## PROBLEM DETAILS
From the first line of the data down to and including the line with "import React from 'react';", copy everything exactly, leaving out pictures.

####

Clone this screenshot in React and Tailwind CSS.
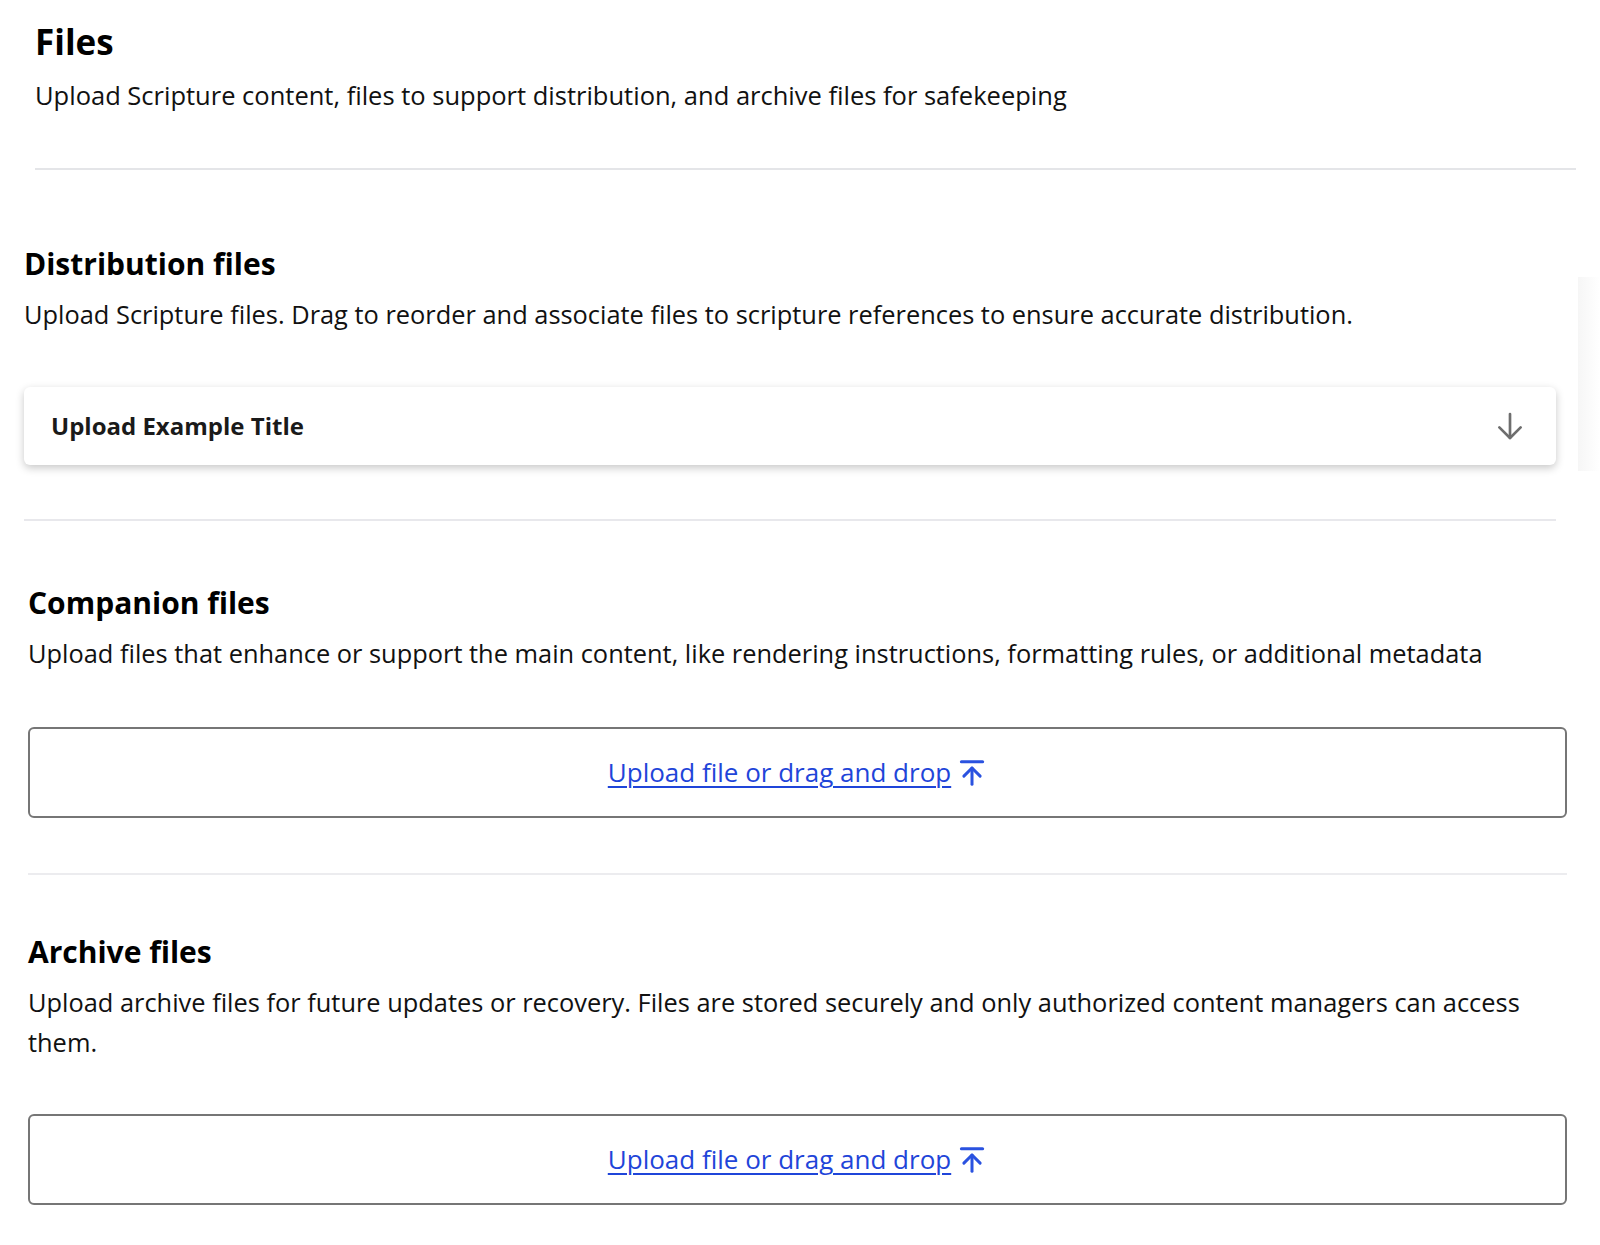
import React from 'react';

const ArrowUpToLine = ({ className }) => (
    <svg className={className} viewBox="0 0 24 24" fill="none" stroke="currentColor" strokeWidth={2.4} strokeLinecap="round" strokeLinejoin="round">
        <path d="M3.5 3h17" />
        <path d="M12 8v13" />
        <path d="M5.5 14.5L12 8l6.5 6.5" />
    </svg>
);

const ArrowDown = ({ className }) => (
    <svg className={className} viewBox="0 0 24 24" fill="none" stroke="currentColor" strokeWidth={2} strokeLinecap="round" strokeLinejoin="round">
        <path d="M12 3v18" />
        <path d="M4 13l8 8 8-8" />
    </svg>
);

const UploadBox = () => (
    <div className="h-[91px] rounded-md border-2 border-[#767676] bg-white flex items-center justify-center">
        <a href="#" className="flex items-center gap-[6px] text-[26px] text-[#1f45d9] underline underline-offset-[4px] decoration-[1.5px]">
            Upload file or drag and drop
            <ArrowUpToLine className="w-[30px] h-[30px] text-[#2a52e0]" />
        </a>
    </div>
);

const SectionHead = ({ title, children }) => (
    <>
        <h2 className="text-[30px] leading-[36px] font-bold text-black">{title}</h2>
        <p className="mt-[12px] text-[25.4px] leading-[40px] text-[#111]">{children}</p>
    </>
);

export default function App() {
    return (
        <div className="min-h-screen bg-white text-black font-['Open_Sans',sans-serif] pb-10">
            <div className="ml-[35px] w-[1541px] pt-[22px]">
                <h1 className="text-[35px] leading-[40px] font-bold">Files</h1>
                <p className="mt-[13px] text-[25.5px] leading-[40px] text-[#111]">
                    Upload Scripture content, files to support distribution, and archive files for safekeeping
                </p>
                <div className="mt-[53px] h-[2px] bg-[#e4e5e8]" />
            </div>

            <div className="flex">
                <div className="ml-[24px] w-[1532px]">
                    <section className="pt-[76px]">
                        <SectionHead title="Distribution files">
                            Upload Scripture files. Drag to reorder and associate files to scripture references to ensure accurate distribution.
                        </SectionHead>
                        <div className="mt-[53px] h-[78px] rounded-md bg-white shadow-[0_3px_8px_rgba(0,0,0,0.22)] flex items-center justify-between pl-[27px] pr-[30px]">
                            <span className="text-[24px] font-bold text-[#1a1a1a]">Upload Example Title</span>
                            <ArrowDown className="w-8 h-8 text-[#6e6e6e]" />
                        </div>
                        <div className="mt-[54px] h-[2px] bg-[#e8e8ec]" />
                    </section>
                </div>
                <div className="ml-[22px] flex-1 mt-[107px] h-[194px] bg-gradient-to-r from-[#f6f6f6] to-white" />
            </div>

            <div className="ml-[28px] w-[1539px]">
                <section className="pt-[64px]">
                    <SectionHead title="Companion files">
                        Upload files that enhance or support the main content, like rendering instructions, formatting rules, or additional metadata
                    </SectionHead>
                    <div className="mt-[54px]">
                        <UploadBox />
                    </div>
                    <div className="mt-[55px] h-[2px] bg-[#ececef]" />
                </section>

                <section className="pt-[59px]">
                    <SectionHead title="Archive files">
                        Upload archive files for future updates or recovery. Files are stored securely and only authorized content managers can access them.
                    </SectionHead>
                    <div className="mt-[52px]">
                        <UploadBox />
                    </div>
                </section>
            </div>
        </div>
    );
}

####

## SOLUTION
Clone this screenshot in React and Tailwind CSS.
import React from 'react';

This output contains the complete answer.